- bufchr specializes in recursively finding separators.
- memchr
- Effective when needles appear rarely in large haystacks.
- bufchr
- Effective when needles appear many times in large haystacks.
- benchmark
- Why is bufchr efficient for csv files
- memchr and bufchr use _mm256_cmpeq_epi8(or _mm_cmpeq_epi8) instruction.
bufchr reuse result. bufchr uses the stored result without using _mm256_cmpeq_epi8(or _mm_cmpeq_epi8) again in the already calculated section. So, it is very efficient when there are many needles within 32 bytes (when avx2 is supported). _mm256_cmpeq_epi8 (or _mm_cmpeq_epi8) is fast, but reusing the used result will speed things up because several additional actions are required before and after using this instruction.
let haystack = b"a11,b11,c111,d1111,e11111";
let needle = b',';
let mut bf = Bufchr::new(haystack, needle);
assert_eq!(bf.next(), Some(3));
assert_eq!(bf.next(), Some(7));
assert_eq!(bf.next(), Some(12));
assert_eq!(bf.next(), Some(18));
assert_eq!(bf.next(), None);
let haystack = b"a11,b11,c111,d1111,e11111\n";
let n1 = b',';
let n2 = b'\n';
let mut bf = Bufchr2::new(haystack, n1, n2);
assert_eq!(bf.next(), Some(3));
assert_eq!(bf.next(), Some(7));
assert_eq!(bf.next(), Some(12));
assert_eq!(bf.next(), Some(18));
assert_eq!(bf.next(), Some(25));
assert_eq!(bf.next(), None);
let haystack = b"a11,\"b11\",c111,d1111,e11111\n";
let n1 = b',';
let n2 = b'\n';
let n3 = b'"';
let mut bf = Bufchr3::new(haystack, n1, n2, n3);
assert_eq!(bf.next(), Some(3));
assert_eq!(bf.next(), Some(4));
assert_eq!(bf.next(), Some(8));
assert_eq!(bf.next(), Some(9));
assert_eq!(bf.next(), Some(14));
assert_eq!(bf.next(), Some(20));
assert_eq!(bf.next(), Some(27));
assert_eq!(bf.next(), None);
- CSV parsing only function
- 32 byte memory alignment is required.
- Only the column delimiter can be passed as an argument.

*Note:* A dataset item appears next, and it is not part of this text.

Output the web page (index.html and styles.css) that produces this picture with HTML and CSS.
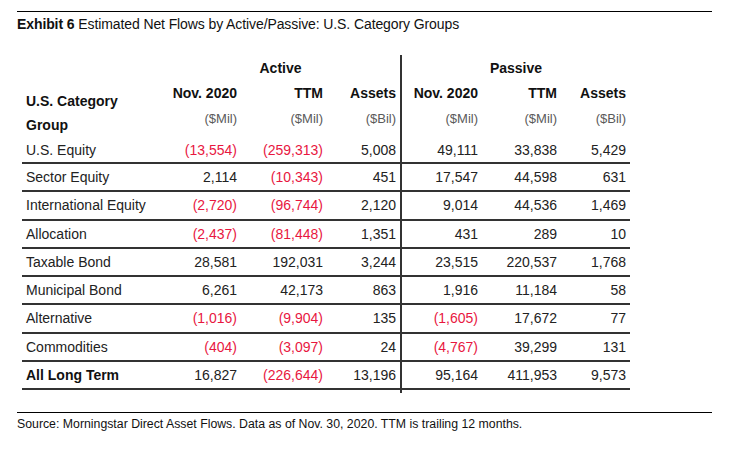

let haystack = b"a11,\"b11\",c111,d1111,e11111\n";
let n1 = b',';
let mut bf = BufchrCSV::new(haystack, n1);
assert_eq!(bf.next(), Some(3));
assert_eq!(bf.next(), Some(4));
assert_eq!(bf.next(), Some(8));
assert_eq!(bf.next(), Some(9));
assert_eq!(bf.next(), Some(14));
assert_eq!(bf.next(), Some(20));
assert_eq!(bf.next(), Some(27));
assert_eq!(bf.next(), None);
- For CPUs that support avx2, the _mm256_cmpeq_epi8 instruction is supported. Through _mm256_cmpeq_epi8, comparison operation can be performed on 32 bytes at a time. For CPUs that support sse2, the _mm_cmpeq_epi8 instruction is supported and comparison operations are supported for 16 bytes at a time.